DSC00228                     Saint James 50_SM

In the Town of Bovina where the Andes-Delhi Road (Rt. 28) crosses the Little Delaware River, Saint James Church stands on one side of the bridge, and a cluster of houses known locally as “The Hook” stands on the other.

According to one tradition the area is called “The Hook” due to the sharp curves of the old highway as it approached the bridge over the river. Another tradition claims “The Hook” received its name from the short drink the coachmen had at the tavern while their horses were being changed.

A third local tradition holds that the present Saint James Church stands at the entrance of the Gerry family’s Lake Delaware Farm because of some tardy children. One summer morning, after a late start, the Gerry family was hurrying to get to Saint John’s Church, Delhi in time for Sunday School. Commodore Gerry was exasperated at the delay and as the family reached the foot of the Lake Road, pointing to where Saint James would one day stand said, “I wish there were a Church here, then perhaps your children would get to Sunday School on time.”
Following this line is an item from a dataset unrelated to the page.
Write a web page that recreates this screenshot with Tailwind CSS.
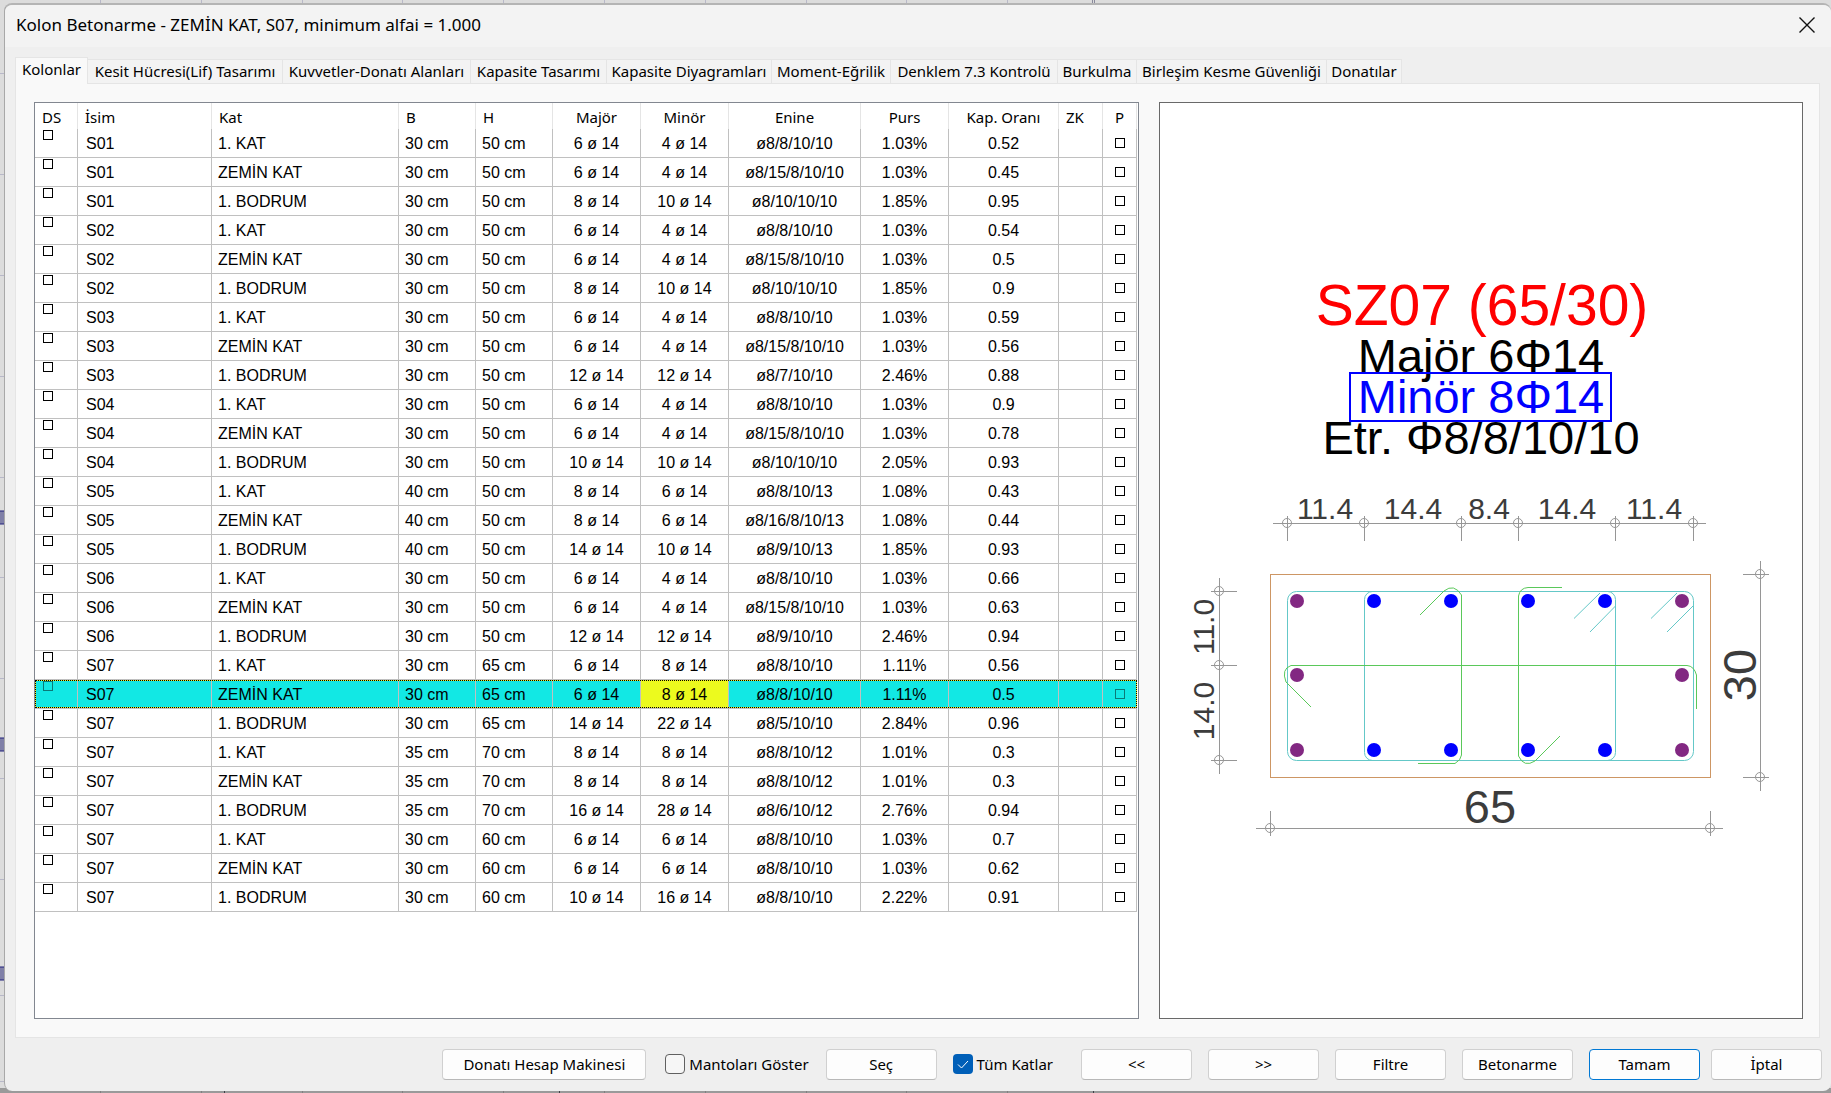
<!DOCTYPE html>
<html lang="tr">
<head>
    <meta charset="UTF-8">
    <meta name="viewport" content="width=device-width, initial-scale=1.0">
    <title>Kolon Betonarme</title>
    <script src="https://cdn.jsdelivr.net/npm/@tailwindcss/browser@4"></script>
</head>
<body class="relative flex min-h-screen bg-[#dcdcdc] pt-[3px] pl-1 pb-[2px] font-['Noto_Sans',sans-serif] text-[15px] text-black">
    <!-- Drawing visible behind the dialog -->
    <svg class="absolute inset-0 w-full h-full" aria-hidden="true">
        <rect y="1088" width="100%" height="5" fill="#9a9a9a"/>
        <path d="M100.5 0V4M201.5 0V4M302.5 0V4M402.5 0V4M503.5 0V4M604.5 0V4M705.5 0V4M806.5 0V4M906.5 0V4M1007.5 0V4M0 73.5H6M0 174.5H6M0 275.5H6M0 376.5H6M0 477.5H6M0 577.5H6M0 678.5H6M0 778.5H6M0 879.5H6M0 995.5H6M0 1081.5H6" stroke="#b8b8c8"/>
        <path d="M1092.5 0V4M1094.5 0V4" stroke="#8a8a9c"/>
        <path d="M100.5 1089V1093M201.5 1089V1093M302.5 1089V1093M402.5 1089V1093M503.5 1089V1093M604.5 1089V1093M705.5 1089V1093M806.5 1089V1093M906.5 1089V1093M1007.5 1089V1093" stroke="#808080"/>
        <path d="M224.5 1089V1093M559.5 1089V1093M1093.5 1089V1093" stroke="#404048"/>
        <g fill="#8080a8" stroke="#20207a">
            <rect x="-1" y="511" width="8" height="13"/>
            <rect x="-1" y="738" width="8" height="13"/>
            <rect x="-1" y="967" width="8" height="13"/>
        </g>
    </svg>

    <!-- Dialog -->
    <div class="relative flex flex-1 flex-col rounded-lg border-t-2 border-l border-t-[#b4b4b4] border-l-[#a8a8a8] bg-[#efefef]">
        <header class="flex h-[42px] items-center justify-between rounded-t-lg bg-[#f3f3f3] pl-[11px] pr-4">
            <h1 class="pb-[2px] text-[17px]">Kolon Betonarme - ZEMİN KAT, S07, minimum alfai = 1.000</h1>
            <button type="button" aria-label="Kapat" class="pb-[2px]">
                <svg class="h-4 w-4" viewBox="0 0 16 16" fill="none" stroke="#111" stroke-width="1.4"><path d="M.5 .5 15.5 15.5M15.5 .5.5 15.5"/></svg>
            </button>
        </header>

        <main class="flex flex-1 flex-col pt-[10px] pl-[10px] pr-[11px]">
            <!-- Tabs -->
            <div id="tabs" role="tablist" class="flex h-[26px] items-end whitespace-nowrap"></div>

            <div class="flex flex-1 gap-5 border border-[#e5e5e5] bg-[#f9f9f9] pt-[18px] pr-4 pb-[18px] pl-[18px]">
                <!-- Column list -->
                <section class="flex-[1104] border border-[#828790] bg-white pr-px">
                    <table class="w-full table-fixed border-separate border-spacing-0">
                        <colgroup>
                            <col class="w-[43px]"><col class="w-[134px]"><col class="w-[187px]"><col class="w-[77px]"><col class="w-[77px]">
                            <col class="w-[88px]"><col class="w-[88px]"><col class="w-[132px]"><col class="w-[88px]"><col class="w-[110px]">
                            <col class="w-[44px]"><col class="w-[34px]">
                        </colgroup>
                        <thead>
                            <tr id="head" class="h-[26px]"></tr>
                        </thead>
                        <tbody id="rows" class="font-['Liberation_Sans',sans-serif] text-base"></tbody>
                    </table>
                </section>

                <!-- Section drawing -->
                <section class="flex-[647] border border-[#696969] bg-white">
                    <svg class="h-[914px] w-[642px] max-w-full" viewBox="0 0 642 914" fill="none" font-family="Liberation Sans, sans-serif" text-anchor="middle">
                        <text x="322" y="222" font-size="57" fill="#f00">SZ07 (65/30)</text>
                        <g font-size="47">
                            <text x="321" y="269" fill="#000">Majör 6Φ14</text>
                            <text x="321" y="351" fill="#000">Etr. Φ8/8/10/10</text>
                            <text x="321" y="310" fill="#00f">Minör 8Φ14</text>
                        </g>
                        <rect x="190" y="270" width="261" height="48" stroke="#00f" stroke-width="2"/>

                        <!-- Dimension texts -->
                        <g font-size="30" fill="#3c3c3c">
                            <text x="165" y="416">11.4</text>
                            <text x="253" y="416">14.4</text>
                            <text x="329" y="416">8.4</text>
                            <text x="407" y="416">14.4</text>
                            <text x="494" y="416">11.4</text>
                            <text transform="translate(54 524) rotate(-90)">11.0</text>
                            <text transform="translate(54 608) rotate(-90)">14.0</text>
                        </g>
                        <g font-size="47" fill="#3c3c3c">
                            <text x="330" y="720">65</text>
                            <text transform="translate(596 572) rotate(-90)">30</text>
                        </g>

                        <!-- Dimension lines -->
                        <path stroke="#969696" d="M113 420.5H546M127.5 413V438M204.5 413V438M301.5 413V438M358.5 413V438M455.5 413V438M533.5 413V438
                            M59.5 475V671M51 488.5H77M51 562.5H77M51 657.5H77
                            M96 725.5H563M110.5 708V733M550.5 708V733
                            M600.5 458V688M583 471.5H609M583 674.5H609"/>
                        <g stroke="#969696">
                            <circle cx="127" cy="420" r="4.5"/><circle cx="204" cy="420" r="4.5"/><circle cx="301" cy="420" r="4.5"/>
                            <circle cx="358" cy="420" r="4.5"/><circle cx="455" cy="420" r="4.5"/><circle cx="533" cy="420" r="4.5"/>
                            <circle cx="59" cy="488" r="4.5"/><circle cx="59" cy="562" r="4.5"/><circle cx="59" cy="657" r="4.5"/>
                            <circle cx="110" cy="725" r="4.5"/><circle cx="550" cy="725" r="4.5"/>
                            <circle cx="600" cy="471" r="4.5"/><circle cx="600" cy="674" r="4.5"/>
                        </g>

                        <!-- Concrete outline and stirrups -->
                        <rect x="110.5" y="471.5" width="440" height="203" stroke="#cd9664"/>
                        <g stroke="#64c8c8">
                            <rect x="127.5" y="488.5" width="406" height="169" rx="9"/>
                            <rect x="204.5" y="488.5" width="251" height="169" rx="8"/>
                            <path d="M414 515.5 440 490M430 529 455.5 503M491 515.5 517 490M507 529 533 503"/>
                        </g>
                        <g stroke="#5ac85a">
                            <path d="M151 604 126 579Q121 566 131 562.5H527Q534 563 536.5 572V606"/>
                            <path d="M260 512 284 488Q294 480 301.5 492V652Q301 657 295 660.5H258"/>
                            <path d="M402 484.5H368Q360 485 358.5 493V653Q364 665 375 658L400 633"/>
                        </g>

                        <!-- Bars -->
                        <g fill="#822882">
                            <circle cx="137" cy="498" r="7"/><circle cx="137" cy="572" r="7"/><circle cx="137" cy="647" r="7"/>
                            <circle cx="522" cy="498" r="7"/><circle cx="522" cy="572" r="7"/><circle cx="522" cy="647" r="7"/>
                        </g>
                        <g fill="#00f">
                            <circle cx="214" cy="498" r="7"/><circle cx="291" cy="498" r="7"/><circle cx="368" cy="498" r="7"/><circle cx="445" cy="498" r="7"/>
                            <circle cx="214" cy="647" r="7"/><circle cx="291" cy="647" r="7"/><circle cx="368" cy="647" r="7"/><circle cx="445" cy="647" r="7"/>
                        </g>
                    </svg>
                </section>
            </div>
        </main>

        <!-- Buttons -->
        <footer class="flex h-[53px] items-center justify-end gap-4 pr-[9px] pb-[1px]">
            <button type="button" class="h-[31px] w-[204px] rounded border border-[#d0d0d0] border-b-[#b8b8b8] bg-[#fdfdfd]">Donatı Hesap Makinesi</button>
            <label class="ml-[3px] mr-px flex items-center gap-1">
                <input type="checkbox" class="h-5 w-5 appearance-none rounded border border-[#606060] bg-[#f6f6f6]">
                Mantoları Göster
            </label>
            <button type="button" class="h-[31px] w-[111px] rounded border border-[#d0d0d0] border-b-[#b8b8b8] bg-[#fdfdfd]">Seç</button>
            <label class="mr-3 flex items-center gap-1">
                <span class="grid h-5 w-5">
                    <input type="checkbox" checked class="col-start-1 row-start-1 h-5 w-5 appearance-none rounded bg-[#005fb8]">
                    <svg class="pointer-events-none col-start-1 row-start-1 h-5 w-5" viewBox="0 0 20 20" fill="none" stroke="#fff"><path d="M5 10.5 8.5 14 15 7"/></svg>
                </span>
                Tüm Katlar
            </label>
            <button type="button" class="h-[31px] w-[111px] rounded border border-[#d0d0d0] border-b-[#b8b8b8] bg-[#fdfdfd]">&lt;&lt;</button>
            <button type="button" class="h-[31px] w-[111px] rounded border border-[#d0d0d0] border-b-[#b8b8b8] bg-[#fdfdfd]">&gt;&gt;</button>
            <button type="button" class="h-[31px] w-[111px] rounded border border-[#d0d0d0] border-b-[#b8b8b8] bg-[#fdfdfd]">Filtre</button>
            <button type="button" class="h-[31px] w-[111px] rounded border border-[#d0d0d0] border-b-[#b8b8b8] bg-[#fdfdfd]">Betonarme</button>
            <div class="flex gap-[11px]">
                <button type="button" class="h-[31px] w-[111px] rounded border border-[#0078d4] bg-[#fdfdfd]">Tamam</button>
                <button type="button" class="h-[31px] w-[111px] rounded border border-[#d0d0d0] border-b-[#b8b8b8] bg-[#fdfdfd]">İptal</button>
            </div>
        </footer>
    </div>

    <script>
        const tabs = [
            ['Kolonlar', 'w-[73px]'],
            ['Kesit Hücresi(Lif) Tasarımı', 'w-[195px]'],
            ['Kuvvetler-Donatı Alanları', 'w-[188px]'],
            ['Kapasite Tasarımı', 'w-[136px]'],
            ['Kapasite Diyagramları', 'w-[165px]'],
            ['Moment-Eğrilik', 'w-[119px]'],
            ['Denklem 7.3 Kontrolü', 'w-[167px]'],
            ['Burkulma', 'w-[79px]'],
            ['Birleşim Kesme Güvenliği', 'w-[190px]'],
            ['Donatılar', 'w-[75px]']
        ];

        document.getElementById('tabs').innerHTML = tabs.map(([name, width], i) => i === 0
            ? `<button role="tab" aria-selected="true" class="${width} h-[27px] -mb-px relative border border-b-0 border-[#e5e5e5] bg-[#f9f9f9] pb-1 text-center">${name}</button>`
            : `<button role="tab" aria-selected="false" class="${width} h-6 border-t border-r border-[#e5e5e5] bg-[#f3f3f3] text-center">${name}</button>`
        ).join('');

        const headers = ['DS', 'İsim', 'Kat', 'B', 'H', 'Majör', 'Minör', 'Enine', 'Purs', 'Kap. Oranı', 'ZK', 'P'];

        document.getElementById('head').innerHTML = headers.map((h, i) => {
            const align = (i >= 5 && i <= 9) || i === 11 ? 'text-center' : 'text-left';
            return `<th class="${align} border-r border-[#e5e5e5] px-[7px] pt-px font-normal leading-5 whitespace-nowrap">${h}</th>`;
        }).join('');

        // name, storey, B, H, major, minor, ties, ratio, capacity
        const columns = [
            ['S01', '1. KAT', 30, 50, 6, 4, '8/8/10/10', '1.03', '0.52'],
            ['S01', 'ZEMİN KAT', 30, 50, 6, 4, '8/15/8/10/10', '1.03', '0.45'],
            ['S01', '1. BODRUM', 30, 50, 8, 10, '8/10/10/10', '1.85', '0.95'],
            ['S02', '1. KAT', 30, 50, 6, 4, '8/8/10/10', '1.03', '0.54'],
            ['S02', 'ZEMİN KAT', 30, 50, 6, 4, '8/15/8/10/10', '1.03', '0.5'],
            ['S02', '1. BODRUM', 30, 50, 8, 10, '8/10/10/10', '1.85', '0.9'],
            ['S03', '1. KAT', 30, 50, 6, 4, '8/8/10/10', '1.03', '0.59'],
            ['S03', 'ZEMİN KAT', 30, 50, 6, 4, '8/15/8/10/10', '1.03', '0.56'],
            ['S03', '1. BODRUM', 30, 50, 12, 12, '8/7/10/10', '2.46', '0.88'],
            ['S04', '1. KAT', 30, 50, 6, 4, '8/8/10/10', '1.03', '0.9'],
            ['S04', 'ZEMİN KAT', 30, 50, 6, 4, '8/15/8/10/10', '1.03', '0.78'],
            ['S04', '1. BODRUM', 30, 50, 10, 10, '8/10/10/10', '2.05', '0.93'],
            ['S05', '1. KAT', 40, 50, 8, 6, '8/8/10/13', '1.08', '0.43'],
            ['S05', 'ZEMİN KAT', 40, 50, 8, 6, '8/16/8/10/13', '1.08', '0.44'],
            ['S05', '1. BODRUM', 40, 50, 14, 10, '8/9/10/13', '1.85', '0.93'],
            ['S06', '1. KAT', 30, 50, 6, 4, '8/8/10/10', '1.03', '0.66'],
            ['S06', 'ZEMİN KAT', 30, 50, 6, 4, '8/15/8/10/10', '1.03', '0.63'],
            ['S06', '1. BODRUM', 30, 50, 12, 12, '8/9/10/10', '2.46', '0.94'],
            ['S07', '1. KAT', 30, 65, 6, 8, '8/8/10/10', '1.11', '0.56'],
            ['S07', 'ZEMİN KAT', 30, 65, 6, 8, '8/8/10/10', '1.11', '0.5'],
            ['S07', '1. BODRUM', 30, 65, 14, 22, '8/5/10/10', '2.84', '0.96'],
            ['S07', '1. KAT', 35, 70, 8, 8, '8/8/10/12', '1.01', '0.3'],
            ['S07', 'ZEMİN KAT', 35, 70, 8, 8, '8/8/10/12', '1.01', '0.3'],
            ['S07', '1. BODRUM', 35, 70, 16, 28, '8/6/10/12', '2.76', '0.94'],
            ['S07', '1. KAT', 30, 60, 6, 6, '8/8/10/10', '1.03', '0.7'],
            ['S07', 'ZEMİN KAT', 30, 60, 6, 6, '8/8/10/10', '1.03', '0.62'],
            ['S07', '1. BODRUM', 30, 60, 10, 16, '8/8/10/10', '2.22', '0.91']
        ];
        const selected = 19;

        document.getElementById('rows').innerHTML = columns.map((c, i) => {
            const on = i === selected;
            const box = on ? 'border-[#0a7a78]' : 'border-black';
            const cell = 'border-r border-b border-[#c0c0c0] px-[6px] pt-[2px] leading-[26px] whitespace-nowrap';
            const tick = label => `<input type="checkbox" aria-label="${label} ${c[0]} ${c[1]}" class="block h-[10px] w-[10px] appearance-none border ${box}">`;
            const focus = on ? '<span class="pointer-events-none absolute inset-x-0 top-0 bottom-px border border-[#f0f020] outline-1 -outline-offset-1 outline-dotted outline-black"></span>' : '';
            return `<tr class="relative h-[29px] ${on ? 'bg-[#12e8e4]' : ''}">
                <td class="border-r border-b border-[#c0c0c0] pt-px pl-2 align-top">${tick('DS')}${focus}</td>
                <td class="${cell}"><span class="pl-[2px]">${c[0]}</span></td>
                <td class="${cell}">${c[1]}</td>
                <td class="${cell}">${c[2]} cm</td>
                <td class="${cell}">${c[3]} cm</td>
                <td class="${cell} text-center">${c[4]} ø 14</td>
                <td class="${cell} text-center ${on ? 'bg-[#ecfa1e]' : ''}">${c[5]} ø 14</td>
                <td class="${cell} text-center">ø${c[6]}</td>
                <td class="${cell} text-center">${c[7]}%</td>
                <td class="${cell} text-center">${c[8]}</td>
                <td class="${cell}"></td>
                <td class="border-r border-b border-[#c0c0c0] pl-3">${tick('P')}</td>
            </tr>`;
        }).join('');
    </script>
</body>
</html>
Years later, during the summer of 1913, Miss Mabel Gerry began a series of missionary meetings in “The Hook,” held in the homes of Earl and Amy Fisk and of Roscoe Brown. During the summer, Miss Mabel became a familiar figure in “The Hook” and the surrounding countryside as she went about with her large notebook giving instructions and laying plans for the establishment of a mission congregation.

In the spring of 1914, a small house in “The Hook” was leased and prepared for use as a house of worship. Partitions were removed, a stove was installed for heating, and an Altar made of hard yellow pine helped convert the house into a chapel. The first service was held in the chapel on Palm Sunday, April 5, 1914, by the Rev. William A. Long who had been engaged to serve as a priest for the mission congregation. The second Bishop of Albany, the Rt. Rev. Richard Nelson, was present for the first Confirmation Service on Sunday, November 3, 1914.

In the early 1920s, Miss Angelica Gerry, sister of Miss Mabel, secured the services of the eminent and prolific American church architect, Ralph Adams Cram of Boston, to design the group of buildings of the present Saint James Church. Work was begun in spring of 1922. On Saint James’ Day, July 25th, 1922, the Bishop Coadjutor-elect, George Ashton Oldham, laid the corner stone.


The first services were held in the new Church building by the Rev. Octavius Edgelow during October 1923. The Bishop of Albany, the Rt. Rev. Richard Nelson and his Coadjutor, the Rt. Rev. George Oldham were present on Saint James Day, 1924, for the Consecration of the Church building.

While stones and mortar alone do not make a Church, the buildings of Saint James stand as a witness in the faith of its founders and to the devotion of its members.

Constructed of Catskill bluestone taken from local fences, and of Indiana limestone, and boasting a slate roof, Saint James Church is a Cram design influenced by the 12th Century Saint Mary’s Church, Iffley, Oxford, England. This transitional period incorporated late Romanesque as well as early Gothic themes as is obvious when one considers the eastern and western windows in Saint James. The interior walls are of white plaster, applied with a mason’s trowel giving it a wavy surface but a smooth texture. The broach roof spire was added to the massive central tower upon the insistence of Miss Angelica Gerry.